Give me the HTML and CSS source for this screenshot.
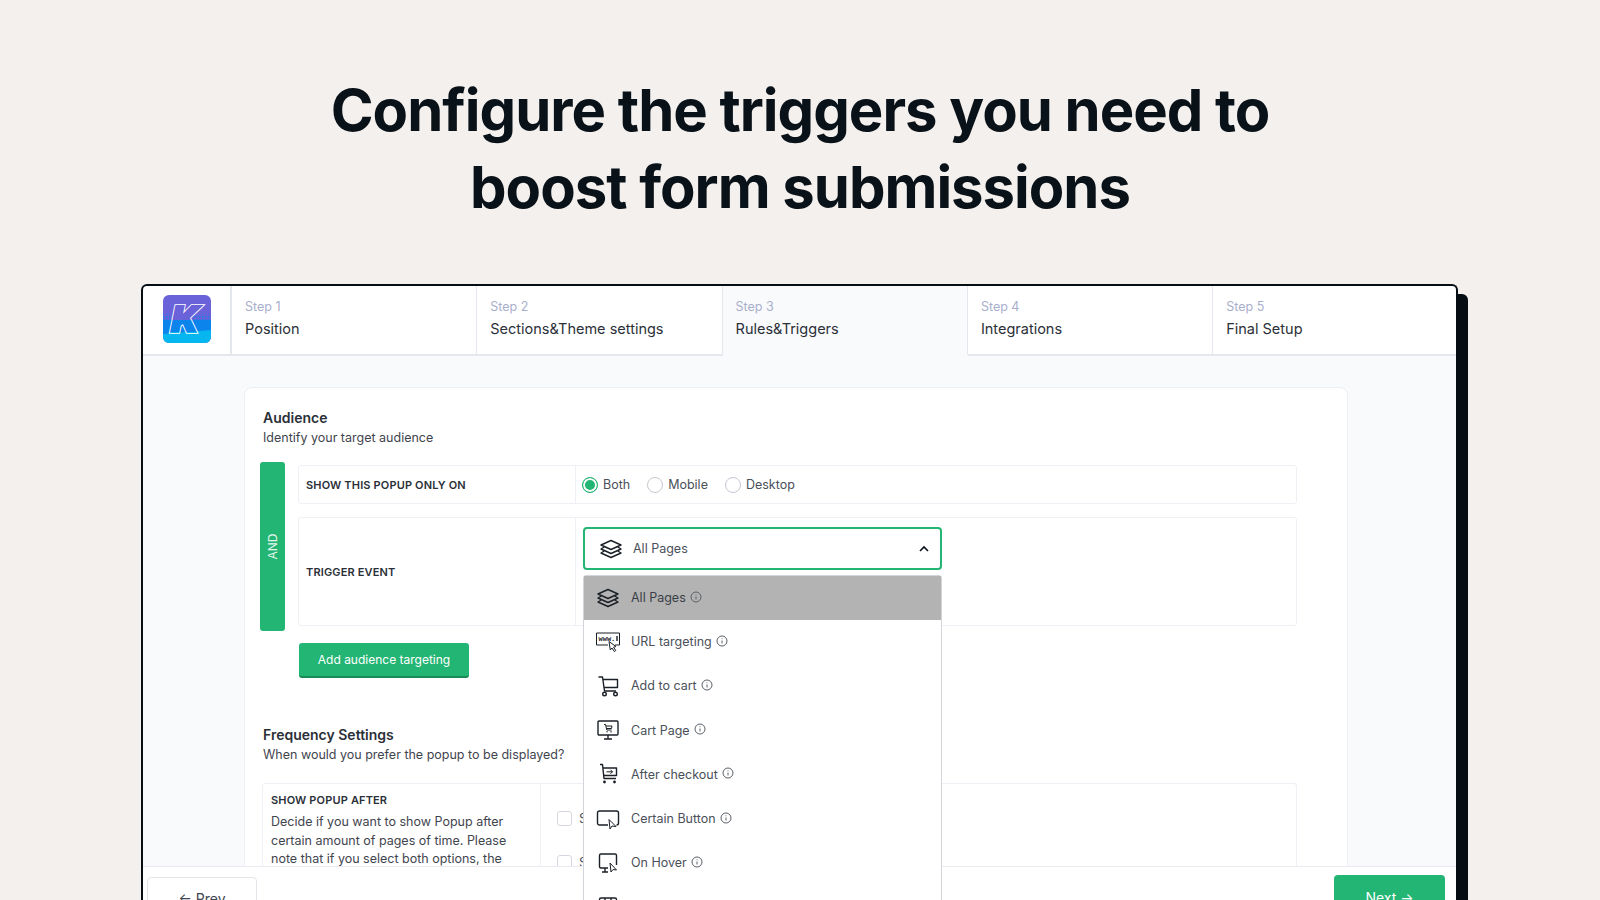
FILE: index.html

```html
<!DOCTYPE html>
<html lang="en">
<head>
    <meta charset="UTF-8">
    <meta name="viewport" content="width=device-width, initial-scale=1.0">
    <title>Configure triggers</title>
    <link rel="stylesheet" href="styles.css">
</head>
<body>
    <h1 class="headline">Configure the triggers you need to<br>boost form submissions</h1>

    <div class="window">
        <div class="steps">
            <div class="logo-cell">
                <svg class="logo" width="48" height="48" viewBox="0 0 48 48">
                    <defs>
                        <pattern id="dots" width="3" height="3" patternUnits="userSpaceOnUse">
                            <rect width="1.5" height="1.5" fill="#1a80e6"/>
                        </pattern>
                        <linearGradient id="bands" gradientUnits="userSpaceOnUse" x1="0" y1="0" x2="0" y2="48">
                            <stop offset="0.52" stop-color="#6a62d9"/>
                            <stop offset="0.52" stop-color="#0b84ec"/>
                            <stop offset="0.78" stop-color="#0b84ec"/>
                            <stop offset="0.78" stop-color="#05b6ef"/>
                        </linearGradient>
                        <text id="logoK" class="logo-k" x="0" y="37" transform="translate(8 0) scale(1.18 1)">K</text>
                    </defs>
                    <rect width="48" height="48" rx="6" fill="#6a62d9"/>
                    <path d="M0 19H48V25H0Z" fill="url(#dots)"/>
                    <path d="M0 25H48V36L0 39Z" fill="#0b84ec"/>
                    <path d="M0 39L48 35V42a6 6 0 0 1-6 6H6a6 6 0 0 1-6-6Z" fill="#05b6ef"/>
                    <use href="#logoK" fill="#fff" stroke="#fff" stroke-width="3.400"/>
                    <use href="#logoK" fill="url(#bands)" stroke="url(#bands)" stroke-width="1.800"/>
                </svg>
            </div>
            <div class="step"><span class="step-num">Step 1</span><span class="step-name">Position</span></div>
            <div class="step"><span class="step-num">Step 2</span><span class="step-name">Sections&amp;Theme settings</span></div>
            <div class="step step-active"><span class="step-num">Step 3</span><span class="step-name">Rules&amp;Triggers</span></div>
            <div class="step"><span class="step-num">Step 4</span><span class="step-name">Integrations</span></div>
            <div class="step"><span class="step-num">Step 5</span><span class="step-name">Final Setup</span></div>
        </div>

        <div class="main">
            <div class="card">
                <h2 class="section-title">Audience</h2>
                <p class="section-sub">Identify your target audience</p>

                <div class="audience">
                    <div class="and-bar"><span>AND</span></div>
                    <div class="audience-rows">
                        <div class="opt-row opt-row-short">
                            <div class="opt-label">SHOW THIS POPUP ONLY ON</div>
                            <div class="opt-radios">
                                <label class="radio radio-on"><i></i>Both</label>
                                <label class="radio"><i></i>Mobile</label>
                                <label class="radio"><i></i>Desktop</label>
                            </div>
                        </div>
                        <div class="opt-row opt-row-tall">
                            <div class="opt-label">TRIGGER EVENT</div>
                            <div class="opt-select">
                                <div class="select">
                                    <svg class="ico" width="24" height="24" viewBox="0 0 24 24"><path d="M12 3.500l10 4.500L12 12.500 2 8zM5.200 10L2 12l10 4.500L22 12l-3.200-2M5.200 14L2 16l10 4.500L22 16l-3.200-2"/></svg>
                                    <span class="select-text">All Pages</span>
                                    <svg class="chevron" width="12" height="12" viewBox="0 0 12 12"><path d="M2 8l4-4 4 4"/></svg>
                                </div>
                            </div>
                        </div>
                    </div>
                </div>

                <button class="btn-add">Add audience targeting</button>

                <h2 class="section-title freq-title">Frequency Settings</h2>
                <p class="section-sub">When would you prefer the popup to be displayed?</p>

                <div class="freq-table">
                    <div class="freq-left">
                        <div class="freq-label">SHOW POPUP AFTER</div>
                        <p class="freq-text">Decide if you want to show Popup after certain amount of pages of time. Please note that if you select both options, the</p>
                    </div>
                    <div class="freq-right">
                        <label class="check"><i></i>Show</label>
                        <label class="check"><i></i>Show</label>
                    </div>
                </div>
            </div>
        </div>

        <div class="footer">
            <button class="btn-prev">← Prev</button>
            <button class="btn-next">Next →</button>
        </div>

        <ul class="dropdown">
            <li class="drop-item drop-current">
                <svg class="ico" width="24" height="24" viewBox="0 0 24 24"><path d="M12 3.500l10 4.500L12 12.500 2 8zM5.200 10L2 12l10 4.500L22 12l-3.200-2M5.200 14L2 16l10 4.500L22 16l-3.200-2"/></svg>
                <span>All Pages</span>
                <svg class="info" width="12" height="12" viewBox="0 0 12 12"><circle cx="6" cy="6" r="5"/><path d="M6 5.500V8.500M6 3.400V4.200"/></svg>
            </li>
            <li class="drop-item">
                <svg class="ico" width="24" height="24" viewBox="0 0 24 24"><path class="thin" d="M0.500 3H23.500M0.500 3V15H12M23.500 3V15H19"/><text class="www" x="2.500" y="10.800">www.</text><path d="M21 6V11"/><path d="M13 11.500L14.300 20 16 18l2.300 3.500 1.500-1-2.300-3.300 2.500-.7z" class="thin"/></svg>
                <span>URL targeting</span>
                <svg class="info" width="12" height="12" viewBox="0 0 12 12"><circle cx="6" cy="6" r="5"/><path d="M6 5.500V8.500M6 3.400V4.200"/></svg>
            </li>
            <li class="drop-item">
                <svg class="ico" width="24" height="24" viewBox="0 0 24 24"><path d="M2.500 3H6.500L8.500 17H20M7 5.500H21.500V13.500H8"/><circle cx="8.500" cy="20" r="1.800"/><circle cx="19.500" cy="20" r="1.800"/></svg>
                <span>Add to cart</span>
                <svg class="info" width="12" height="12" viewBox="0 0 12 12"><circle cx="6" cy="6" r="5"/><path d="M6 5.500V8.500M6 3.400V4.200"/></svg>
            </li>
            <li class="drop-item">
                <svg class="ico" width="24" height="24" viewBox="0 0 24 24"><rect x="2" y="3" width="20" height="14" rx="1"/><path d="M12 17V21M8 21H16"/><path class="thin" d="M8 6.500H9.500L10.800 12H15.500M10 8H16L15.500 10.500H10.500"/><circle class="solid" cx="11" cy="13.800" r=".7"/><circle class="solid" cx="15" cy="13.800" r=".7"/></svg>
                <span>Cart Page</span>
                <svg class="info" width="12" height="12" viewBox="0 0 12 12"><circle cx="6" cy="6" r="5"/><path d="M6 5.500V8.500M6 3.400V4.200"/></svg>
            </li>
            <li class="drop-item">
                <svg class="ico" width="24" height="24" viewBox="0 0 24 24"><path d="M4 2.500H6.500L8 16.500H20M7 6H20.500V13.500H8"/><path class="thin" d="M10.500 9.800H16.500M14.500 7.800l2 2-2 2"/><circle class="solid" cx="8.500" cy="20" r="1.400"/><circle class="solid" cx="18.500" cy="20" r="1.400"/></svg>
                <span>After checkout</span>
                <svg class="info" width="12" height="12" viewBox="0 0 12 12"><circle cx="6" cy="6" r="5"/><path d="M6 5.500V8.500M6 3.400V4.200"/></svg>
            </li>
            <li class="drop-item">
                <svg class="ico" width="24" height="24" viewBox="0 0 24 24"><path d="M12 18H3.500a2 2 0 0 1-2-2V6a2 2 0 0 1 2-2h17a2 2 0 0 1 2 2v10a2 2 0 0 1-2 2"/><path class="thin" d="M13 12.500L14 22l2-3 4 .5z"/></svg>
                <span>Certain Button</span>
                <svg class="info" width="12" height="12" viewBox="0 0 12 12"><circle cx="6" cy="6" r="5"/><path d="M6 5.500V8.500M6 3.400V4.200"/></svg>
            </li>
            <li class="drop-item">
                <svg class="ico" width="24" height="24" viewBox="0 0 24 24"><path d="M12 17H5a1.500 1.500 0 0 1-1.500-1.500V4.500A1.500 1.500 0 0 1 5 3h14a1.500 1.500 0 0 1 1.500 1.500V14"/><path d="M9 17V21M6 21H12"/><path class="thin" d="M14 12l1 9 2-2.500 3.500.5z"/></svg>
                <span>On Hover</span>
                <svg class="info" width="12" height="12" viewBox="0 0 12 12"><circle cx="6" cy="6" r="5"/><path d="M6 5.500V8.500M6 3.400V4.200"/></svg>
            </li>
            <li class="drop-item">
                <svg class="ico" width="24" height="24" viewBox="0 0 24 24"><rect x="3.500" y="3" width="17" height="16" rx="1.500"/><path d="M3.500 7H20.500M9 3V7M15 3V7"/></svg>
            </li>
        </ul>
    </div>
</body>
</html>
```

FILE: styles.css

```css
* {
    margin: 0;
    padding: 0;
    box-sizing: border-box;
}
html, body {
    height: 900px;
    overflow: hidden;
}
body {
    background-color: #f4f0ed;
    font-family: "Inter", "Liberation Sans", sans-serif;
    color: #2b3038;
}
.headline {
    height: 284px;
    padding-top: 72px;
    font-size: 58px;
    line-height: 77px;
    font-weight: 700;
    letter-spacing: -1px;
    text-align: center;
    color: #0a1219;
}

/* window */
.window {
    position: relative;
    display: flex;
    flex-direction: column;
    width: 1317px;
    height: 652px;
    margin-left: 141px;
    background-color: #fff;
    border: 2px solid #060e14;
    border-bottom: 0;
    border-radius: 6px 6px 0 0;
    box-shadow: 10px 10px 0 #060e14;
}

/* steps */
.steps {
    display: grid;
    grid-template-columns: 89px repeat(4, 245.3px) 1fr;
    height: 70px;
    flex-shrink: 0;
}
.logo-cell {
    padding: 9px 0 0 20px;
    border-bottom: 2px solid #e5e7ef;
    border-right: 2px solid #e5e7ef;
}
.logo {
    display: block;
}
.logo-k {
    font-family: "Roboto", sans-serif;
    font-size: 36px;
    font-weight: 900;
    font-style: italic;
}
.step {
    display: flex;
    flex-direction: column;
    padding: 12px 0 0 13px;
    border-right: 1px solid #e5e7ef;
    border-bottom: 2px solid #e5e7ef;
}
.step:last-child {
    border-right: 0;
}
.step-active {
    background-color: #f9fafc;
    border-bottom-color: #f9fafc;
}
.step-num {
    font-size: 12.5px;
    line-height: 18px;
    color: #a8afcc;
}
.step-name {
    margin-top: 3px;
    font-size: 14.5px;
    line-height: 20px;
    color: #2b3038;
}

/* main area */
.main {
    flex: 1;
    min-height: 0;
    overflow: hidden;
    padding: 31px 0 0 101px;
    background-color: #f9fafc;
}
.card {
    width: 1104px;
    height: 600px;
    padding: 20px 24px 0 18px;
    background-color: #fff;
    border: 1px solid #eef0f5;
    border-radius: 8px;
}
.section-title {
    font-size: 14px;
    line-height: 20px;
    font-weight: 600;
    color: #2b3038;
}
.section-sub {
    margin-top: 1px;
    font-size: 12.5px;
    line-height: 18px;
    color: #3f454e;
}
.audience {
    display: flex;
    gap: 13px;
    margin: 15px 0 0 -3px;
}
.and-bar {
    display: flex;
    align-items: center;
    justify-content: center;
    width: 25px;
    height: 169px;
    background-color: #23b573;
    border-radius: 3px;
}
.and-bar span {
    transform: rotate(-90deg);
    font-size: 12px;
    color: #e4f7ee;
}
.audience-rows {
    display: flex;
    flex-direction: column;
    gap: 13px;
    width: 999px;
    padding-top: 3px;
}
.opt-row {
    display: grid;
    grid-template-columns: 277px 1fr;
    border: 1px solid #eef0f5;
    border-radius: 3px;
}
.opt-row-short {
    height: 39px;
}
.opt-row-tall {
    height: 109px;
}
.opt-label {
    display: flex;
    align-items: center;
    padding-left: 7px;
    border-right: 1px solid #eef0f5;
    font-size: 11px;
    font-weight: 600;
    letter-spacing: 0.15px;
    color: #2b3038;
}
.opt-radios {
    display: flex;
    align-items: center;
    padding-left: 6px;
    gap: 17px;
}
.radio {
    display: flex;
    align-items: center;
    gap: 5px;
    font-size: 12.5px;
    color: #4a5059;
}
.radio i {
    width: 16px;
    height: 16px;
    border: 1px solid #c5c8cf;
    border-radius: 50%;
    background-color: #fff;
}
.radio-on i {
    border-color: #23b573;
    background-color: #23b573;
    box-shadow: inset 0 0 0 2px #fff;
}
.opt-select {
    padding: 9px 0 0 7px;
}
.select {
    display: flex;
    align-items: center;
    width: 359px;
    height: 43px;
    padding: 0 10px 0 14px;
    border: 2px solid #23b573;
    border-radius: 4px;
    background-color: #fff;
}
.select-text {
    flex: 1;
    margin-left: 10px;
    font-size: 12.5px;
    color: #4a5059;
}
.chevron path {
    fill: none;
    stroke: #0a1219;
    stroke-width: 1.6;
}
.btn-add {
    display: block;
    width: 170px;
    height: 35px;
    margin: 12px 0 0 36px;
    border: 0;
    border-bottom: 2px solid #178a56;
    border-radius: 3px;
    background-color: #23b573;
    color: #fff;
    font-family: inherit;
    font-size: 12px;
}
.freq-title {
    margin-top: 47px;
}
.freq-table {
    display: grid;
    grid-template-columns: 278px 1fr;
    width: 1035px;
    height: 200px;
    margin: 19px 0 0 -1px;
    border: 1px solid #eef0f5;
    border-radius: 3px;
}
.freq-left {
    padding: 8px 8px 0 8px;
    border-right: 1px solid #eef0f5;
}
.freq-label {
    font-size: 11px;
    line-height: 16px;
    font-weight: 600;
    letter-spacing: 0.15px;
}
.freq-text {
    margin-top: 5px;
    font-size: 12.5px;
    line-height: 18.500px;
    color: #3f454e;
}
.freq-right {
    display: flex;
    flex-direction: column;
    gap: 28px;
    padding: 26px 0 0 16px;
}
.check {
    display: flex;
    align-items: center;
    gap: 7px;
    font-size: 13px;
    color: #4a5059;
}
.check i {
    width: 15px;
    height: 15px;
    border: 1px solid #d5d8de;
    border-radius: 3px;
}

/* dropdown over the card and the footer */
.dropdown {
    position: absolute;
    left: 440px;
    top: 288.500px;
    width: 359px;
    list-style: none;
    background-color: #fff;
    border: 1px solid #d3d5da;
    border-radius: 3px 3px 0 0;
}
.drop-item {
    display: flex;
    align-items: center;
    height: 44.200px;
    padding-left: 12px;
    font-size: 12.5px;
    color: #4a5059;
}
.drop-item span {
    margin-left: 11px;
}
.drop-current {
    background-color: #b3b3b3;
    color: #3a3f47;
}
.ico {
    flex-shrink: 0;
}
.ico path, .ico rect, .ico circle {
    fill: none;
    stroke: #1b2027;
    stroke-width: 1.400;
    stroke-linejoin: round;
}
.ico .thin {
    stroke-width: 1;
}
.ico .solid {
    fill: #1b2027;
    stroke: none;
}
.www {
    font-family: "Liberation Mono", monospace;
    font-size: 7px;
    font-weight: 700;
    fill: #1b2027;
}
.info {
    margin: -2px 0 0 4.500px;
}
.info circle, .info path {
    fill: none;
    stroke: #5a6069;
    stroke-width: 1;
}

/* footer */
.footer {
    display: flex;
    justify-content: space-between;
    align-items: flex-start;
    flex-shrink: 0;
    height: 70px;
    padding: 8px 11px 0 4px;
    background-color: #fff;
    border-top: 1px solid #e9ebf1;
}
.btn-prev {
    width: 110px;
    height: 42px;
    margin-top: 2px;
    border: 1px solid #e3e5ea;
    border-radius: 4px;
    background-color: #fff;
    color: #3f454e;
    font-family: inherit;
    font-size: 14px;
}
.btn-next {
    width: 111px;
    height: 44px;
    border: 0;
    border-radius: 4px;
    background-color: #23b573;
    color: #fff;
    font-family: inherit;
    font-size: 14px;
}
```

====================

_Aim of the exercise_
Return exactly what appears from the opening line of the material through the line with "FILE: index.html", apart from the pictures.

_Solution_
Give me the HTML and CSS source for this screenshot.
FILE: index.html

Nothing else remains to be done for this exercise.